There is such a thing as "positive anger". Any powerful emotion can be a very powerful motivator and anger certainly fits that bill. As does love, and hate, and fear. But being angry isn't something you can turn on and turn off like a faucet or a light.
Still, I have made a conscious effort to set aside what remains of my anger. Perhaps more accurately, I have chosen to turn it into positive anger and to channel it in more productive ways. I feels good to finally let it go as I feel as though I have been living under a dark cloud for quite a while.
Case in point: I recently received an email from Congressman Barney Frank's office to set the record straight on some things I said in my personal blog. Barney is not a delicate man and he certainly had some choice things to say to me and about me. However strong the initial impulse may have been to lash back at him, that is not the healthy response. In fact, I appreciate the fact that he took time to do some outreach and it is a gesture that deserves respect, not attack.
In my own personal "Rewind and start over" I choose to start with a clean slate. As such I choose to live in the present and in the future, and not to argue about the past. Congressman Frank's personal support for legislation in his home state of MA to support transgender discrimination protections there (HB1722) has been wonderful. And, his work to arrange upcoming historic transgender hearings in front of Congress needs to be recognized and applauded. To get into a debate about the events of last fall is self-defeating at this point, although I sincerely hope we have all learned something from it.
It may not be popular to say nice things about people who are perceived to be the cause of anger. I have come to peace with being unpopular and, in fact, my father used to tell me that when too many people started to agree with his position on something he started to worry that he might be wrong. But popular or not, it's the right thing to do and the right time to do it.

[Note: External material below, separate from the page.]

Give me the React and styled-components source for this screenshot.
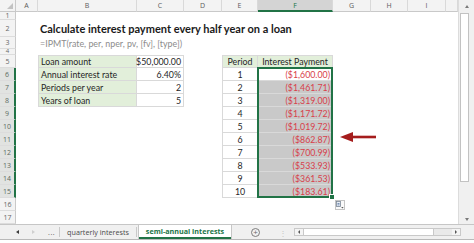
import React from "react";
import styled, { createGlobalStyle } from "styled-components";

const GlobalStyle = createGlobalStyle`
  html, body {
    margin: 0;
    padding: 0;
    background: #ffffff;
  }
  body {
    font-family: Lato, "Liberation Sans", sans-serif;
  }
`;

const GREEN = "#217346";

const Frame = styled.div`
  width: 474px;
  height: 243px;
  display: flex;
  flex-direction: column;
  overflow: hidden;
  background: #ffffff;
`;

const Main = styled.div`
  display: flex;
  height: 224px;
`;

const Sheet = styled.div`
  display: grid;
  grid-template-columns: 16px 22px 99px 47px 38px 36px 75px 38px 37px 38px 12px;
  grid-template-rows: 12px 8px 17px 12px 6px repeat(13, 13px);
  width: 458px;
  background: #ffffff;
`;

const Corner = styled.div`
  grid-row: 1;
  grid-column: 1;
  background: #f3f3f3;
  border-right: 1px solid #c9c9c9;
  border-bottom: 1px solid #c9c9c9;
  display: flex;
  align-items: flex-end;
  justify-content: flex-end;
  padding: 0 2px 2px 0;
  box-sizing: border-box;

  &::after {
    content: "";
    width: 0;
    height: 0;
    border-left: 6px solid transparent;
    border-bottom: 6px solid #c2c2c2;
  }
`;

const ColHead = styled.div`
  grid-row: 1;
  grid-column: ${(p) => p.$col};
  display: flex;
  align-items: center;
  justify-content: center;
  box-sizing: border-box;
  background: ${(p) => (p.$active ? "#d4d4d4" : "#f3f3f3")};
  border-right: 1px solid #d9d9d9;
  border-bottom: ${(p) => (p.$active ? `2px solid ${GREEN}` : "1px solid #c9c9c9")};
  color: ${(p) => (p.$active ? GREEN : "#5c5c5c")};
  font-family: "Open Sans", sans-serif;
  font-size: 7px;
  line-height: 1;
`;

const RowHead = styled.div`
  grid-column: 1;
  grid-row: ${(p) => p.$row};
  display: flex;
  align-items: center;
  justify-content: center;
  box-sizing: border-box;
  background: ${(p) => (p.$sel ? "#e1e3e1" : "#f3f3f3")};
  border-right: ${(p) => (p.$sel ? `2px solid ${GREEN}` : "1px solid #c9c9c9")};
  border-bottom: 1px solid #dcdcdc;
  color: ${(p) => (p.$sel ? "#5b6b5f" : "#666666")};
  font-family: "Open Sans", sans-serif;
  font-size: ${(p) => (p.$short ? 6 : 7)}px;
  line-height: ${(p) => (p.$short ? "5px" : 1)};
`;

const Title = styled.div`
  grid-row: 3;
  grid-column: 3 / 11;
  align-self: center;
  padding-left: 2px;
  font-weight: 700;
  font-size: 11px;
  color: #1a1a1a;
  white-space: nowrap;
`;

const Formula = styled.div`
  grid-row: 4;
  grid-column: 3 / 8;
  align-self: center;
  padding-left: 2px;
  font-size: 8.9px;
  color: #8c8c8c;
  white-space: nowrap;
`;

const Cell = styled.div`
  grid-row: ${(p) => p.$row};
  grid-column: ${(p) => p.$col};
  display: flex;
  align-items: center;
  justify-content: ${(p) =>
    p.$align === "right" ? "flex-end" : p.$align === "center" ? "center" : "flex-start"};
  box-sizing: border-box;
  padding: 0 2px;
  background: ${(p) =>
    p.$fill === "green" ? "#e2efda" : p.$fill === "grey" ? "#c9c9c9" : "#ffffff"};
  border-right: 1px solid #d9d9d9;
  border-bottom: 1px solid #d9d9d9;
  border-top: ${(p) => (p.$top ? "1px solid #d9d9d9" : "none")};
  border-left: ${(p) => (p.$left ? "1px solid #d9d9d9" : "none")};
  color: ${(p) => (p.$red ? "#d8404a" : "#262626")};
  font-size: 8.8px;
  white-space: nowrap;
`;

const Selection = styled.div`
  grid-column: 7;
  grid-row: 7 / 17;
  box-sizing: border-box;
  border: 2px solid ${GREEN};
  margin: -1px 0 0 -1px;
  position: relative;
  z-index: 2;
  pointer-events: none;
`;

const FillHandle = styled.div`
  position: absolute;
  right: -4px;
  bottom: -4px;
  width: 4px;
  height: 4px;
  background: ${GREEN};
  border: 1px solid #ffffff;
`;

const ArrowSlot = styled.div`
  grid-column: 7 / 10;
  grid-row: 11 / 13;
  display: flex;
  align-items: center;
  padding: 8px 0 0 82px;
  z-index: 3;
`;

const PasteSlot = styled.div`
  grid-column: 8;
  grid-row: 17;
  display: flex;
  align-items: center;
  padding-left: 2px;
`;

const PasteBox = styled.div`
  width: 10px;
  height: 10px;
  box-sizing: border-box;
  border: 1px solid #c4c4c4;
  background: #fafafa;
  display: flex;
  align-items: center;
  justify-content: center;
`;

const VScroll = styled.div`
  width: 16px;
  height: 224px;
  display: flex;
  flex-direction: column;
  background: #f0f0f0;
  border-left: 1px solid #dcdcdc;
  box-sizing: border-box;
`;

const ScrollBtn = styled.div`
  height: ${(p) => p.$h}px;
  display: flex;
  align-items: center;
  justify-content: center;

  &::after {
    content: "";
    width: 0;
    height: 0;
    border-left: 2px solid transparent;
    border-right: 2px solid transparent;
    ${(p) => (p.$dir === "up" ? "border-bottom: 3px solid #7a7a7a;" : "border-top: 3px solid #7a7a7a;")}
  }
`;

const VThumb = styled.div`
  width: 9px;
  height: 169px;
  margin: 1px 0 0 1px;
  box-sizing: border-box;
  background: #ffffff;
  border: 1px solid #c2c2c2;
`;

const Spacer = styled.div`
  flex: 1;
`;

const TabBar = styled.div`
  display: flex;
  align-items: stretch;
  height: 16px;
  box-sizing: border-box;
  background: #f0f0f0;
  border-top: 1px solid #c6c6c6;
  border-bottom: 1px solid #b9b9b9;
  font-family: "Open Sans", sans-serif;
  font-size: 7.2px;
  color: #444444;
`;

const Nav = styled.div`
  width: 59px;
  display: flex;
  align-items: center;
`;

const NavArrow = styled.div`
  margin-left: ${(p) => p.$ml}px;
  width: 0;
  height: 0;
  border-top: 2px solid transparent;
  border-bottom: 2px solid transparent;
  ${(p) =>
    p.$dir === "left"
      ? `border-right: 3px solid ${p.$faint ? "#cfcfcf" : "#3a3a3a"};`
      : `border-left: 3px solid ${p.$faint ? "#cfcfcf" : "#3a3a3a"};`}
`;

const Ellipsis = styled.span`
  margin-left: 13px;
  color: #555555;
  letter-spacing: 0.5px;
`;

const Sep = styled.div`
  width: 1px;
  margin: 2px 0;
  background: #c9c9c9;
`;

const Tab = styled.div`
  width: ${(p) => p.$w}px;
  display: flex;
  align-items: center;
  justify-content: center;
  box-sizing: border-box;
  margin-left: ${(p) => (p.$active ? 2 : 0)}px;
  background: ${(p) => (p.$active ? "#ffffff" : "transparent")};
  color: ${(p) => (p.$active ? GREEN : "#4a4a4a")};
  font-weight: ${(p) => (p.$active ? 700 : 400)};
  border-bottom: ${(p) => (p.$active ? `2px solid ${GREEN}` : "none")};
  box-shadow: ${(p) => (p.$active ? "1px 0 0 #c6c6c6, -1px 0 0 #c6c6c6" : "none")};
  white-space: nowrap;
`;

const AddBtn = styled.div`
  margin: auto 0 auto 20px;
  width: 9px;
  height: 9px;
  box-sizing: border-box;
  border: 1px solid #7d7d7d;
  border-radius: 50%;
  display: flex;
  align-items: center;
  justify-content: center;
  color: #6a6a6a;
  font-size: 8px;
  line-height: 1;
`;

const Dots = styled.div`
  margin-left: 19px;
  display: flex;
  align-items: center;
  color: #c4c4c4;
  font-size: 8px;
`;

const HScroll = styled.div`
  margin: 3px 0 3px 7px;
  width: 167px;
  display: flex;
  align-items: stretch;
  box-sizing: border-box;
  border: 1px solid #c9c9c9;
  background: #e9e9e9;
`;

const HBtn = styled.div`
  width: 8px;
  display: flex;
  align-items: center;
  justify-content: center;
  background: #f4f4f4;

  &::after {
    content: "";
    width: 0;
    height: 0;
    border-top: 2px solid transparent;
    border-bottom: 2px solid transparent;
    ${(p) => (p.$dir === "left" ? "border-right: 2px solid #555;" : "border-left: 2px solid #555;")}
  }
`;

const HThumb = styled.div`
  width: 131px;
  box-sizing: border-box;
  background: #ffffff;
  border-left: 1px solid #c9c9c9;
  border-right: 1px solid #c9c9c9;
`;

const columns = ["A", "B", "C", "D", "E", "F", "G", "H", "I", ""];

const loanRows = [
  ["Loan amount", "$50,000.00"],
  ["Annual interest rate", "6.40%"],
  ["Periods per year", "2"],
  ["Years of loan", "5"],
];

const payments = [
  "($1,600.00)",
  "($1,461.71)",
  "($1,319.00)",
  "($1,171.72)",
  "($1,019.72)",
  "($862.87)",
  "($700.99)",
  "($533.93)",
  "($361.53)",
  "($183.61)",
];

const rowNums = Array.from({ length: 17 }, (_, i) => i + 1);

function ArrowIcon() {
  return (
    <svg width="38" height="12" viewBox="0 0 38 12">
      <polygon points="0,6 13,1 13,11" fill="#a51d1d" />
      <rect x="12" y="4.7" width="24" height="2.6" fill="#a51d1d" />
    </svg>
  );
}

function PasteIcon() {
  return (
    <PasteBox>
      <svg width="8" height="8" viewBox="0 0 8 8">
        <rect x="0.5" y="0.5" width="4" height="5" fill="#e8eef6" stroke="#7b8796" strokeWidth="0.8" />
        <rect x="1.5" y="2" width="2" height="0.8" fill="#5d7aa6" />
        <rect x="1.5" y="3.5" width="2" height="0.8" fill="#5d7aa6" />
        <polygon points="5.2,6 7.6,6 6.4,7.4" fill="#555" />
      </svg>
    </PasteBox>
  );
}

export default function App() {
  return (
    <Frame>
      <GlobalStyle />
      <Main>
        <Sheet>
          <Corner />
          {columns.map((c, i) => (
            <ColHead key={i} $col={i + 2} $active={c === "F"}>
              {c}
            </ColHead>
          ))}
          {rowNums.map((n) => (
            <RowHead key={n} $row={n + 1} $sel={n >= 6 && n <= 15} $short={n === 4}>
              {n}
            </RowHead>
          ))}

          <Title>Calculate interest payment every half year on a loan</Title>
          <Formula>=IPMT(rate, per, nper, pv, [fv], [type])</Formula>

          {loanRows.map(([label, value], i) => (
            <React.Fragment key={label}>
              <Cell $row={i + 6} $col={3} $fill="green" $left $top={i === 0}>
                {label}
              </Cell>
              <Cell $row={i + 6} $col={4} $align="right" $top={i === 0}>
                {value}
              </Cell>
            </React.Fragment>
          ))}

          <Cell $row={6} $col={6} $fill="green" $align="center" $left $top>
            Period
          </Cell>
          <Cell $row={6} $col={7} $fill="green" $align="center" $top>
            Interest Payment
          </Cell>
          {payments.map((amount, i) => (
            <React.Fragment key={amount}>
              <Cell $row={i + 7} $col={6} $align="center" $left>
                {i + 1}
              </Cell>
              <Cell $row={i + 7} $col={7} $align="right" $red $fill={i === 0 ? undefined : "grey"}>
                {amount}
              </Cell>
            </React.Fragment>
          ))}

          <Selection>
            <FillHandle />
          </Selection>
          <ArrowSlot>
            <ArrowIcon />
          </ArrowSlot>
          <PasteSlot>
            <PasteIcon />
          </PasteSlot>
        </Sheet>
        <VScroll>
          <ScrollBtn $h={12} $dir="up" />
          <VThumb />
          <Spacer />
          <ScrollBtn $h={10} $dir="down" />
        </VScroll>
      </Main>
      <TabBar>
        <Nav>
          <NavArrow $dir="left" $ml={16} />
          <NavArrow $dir="right" $ml={13} $faint />
          <Ellipsis>...</Ellipsis>
        </Nav>
        <Sep />
        <Tab $w={76}>quarterly interests</Tab>
        <Sep />
        <Tab $w={92} $active>
          semi-annual interests
        </Tab>
        <AddBtn>+</AddBtn>
        <Dots>⋮</Dots>
        <HScroll>
          <HBtn $dir="left" />
          <HThumb />
          <Spacer />
          <HBtn $dir="right" />
        </HScroll>
      </TabBar>
    </Frame>
  );
}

There is a time and a place for everything and the time to move forward to a more healthy space is now. At least, that is the path that I have chosen. To do otherwise is to allow important and historic opportunities to pass. It is to choose to live in a past that cannot be changed. I am not advocating that people forgive or forget real or perceived trespasses. I am advocating that people find constructive ways to channel their emotion. As far as I'm concerned, to choose to allow the opportunities at hand to pass simply because you can't get past your emotion would truly something to be angry about.
Back to the issue at hand. I suggest a simple rule. If you're commenting on something and you wonder whether or not you should press send to say what your fingers have typed just know this: If you hesitate for more than a second, the answer is probably no.